Prima però c’è da superare l’ostacolo Corte dei conti: secondo i documenti che ha visto Domani il 15 febbraio la Corte ha deferito l’accordo tra provveditorato e consorzio: da una parte, fa notare un magistrato, l’intesa afferma che 42 milioni di euro chiesti dal Consorzio al Provveditorato «non sono riconosciuti», dall’altra che la cifra verrà versata successivamente. Per questo è stata chiesta una adunanza pubblica, entro il 28 febbraio, per valutare la legittimità del decreto.
La Corte aveva già considerato di carattere eccezionale un altro provvedimento varato per “salvare” il consorzio, cioè l’atto (il settimo) con cui a gennaio è stata aggiornata la convenzione che regola i rapporti con il concessionario e che appunto eccezionalmente prevedeva la contabilizzazione anticipata nel bilancio del Consorzio di ricavi pari al 12 per cento di quanto ricevuto, giustificata «solo ed esclusivamente dal rappresentato interesse pubblico ad assicurare la prosecuzione e il completamento dei lavori in tempi rapidi».

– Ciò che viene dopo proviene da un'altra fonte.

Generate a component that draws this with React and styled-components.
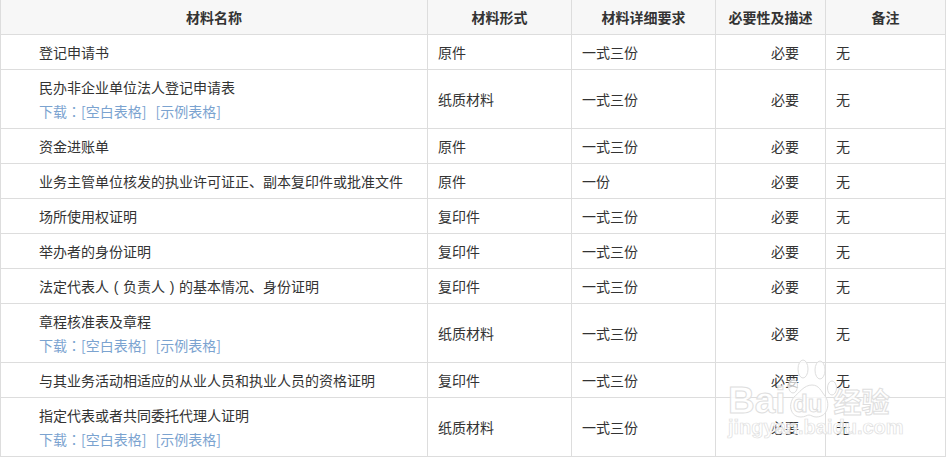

Al momento, però, i lavori sono praticamente fermi. Ieri la deputata di Italia viva Sara Moretto ha chiesto conto al ministero «dello stallo» e di una governance che da mesi è tutta precaria». Al momento l’autorità per la Laguna, istituita anche per superare il sistema attuale dei commissari, è ancora senza vertici. Il ministero ha risposto che per ora hanno tutti agito bene.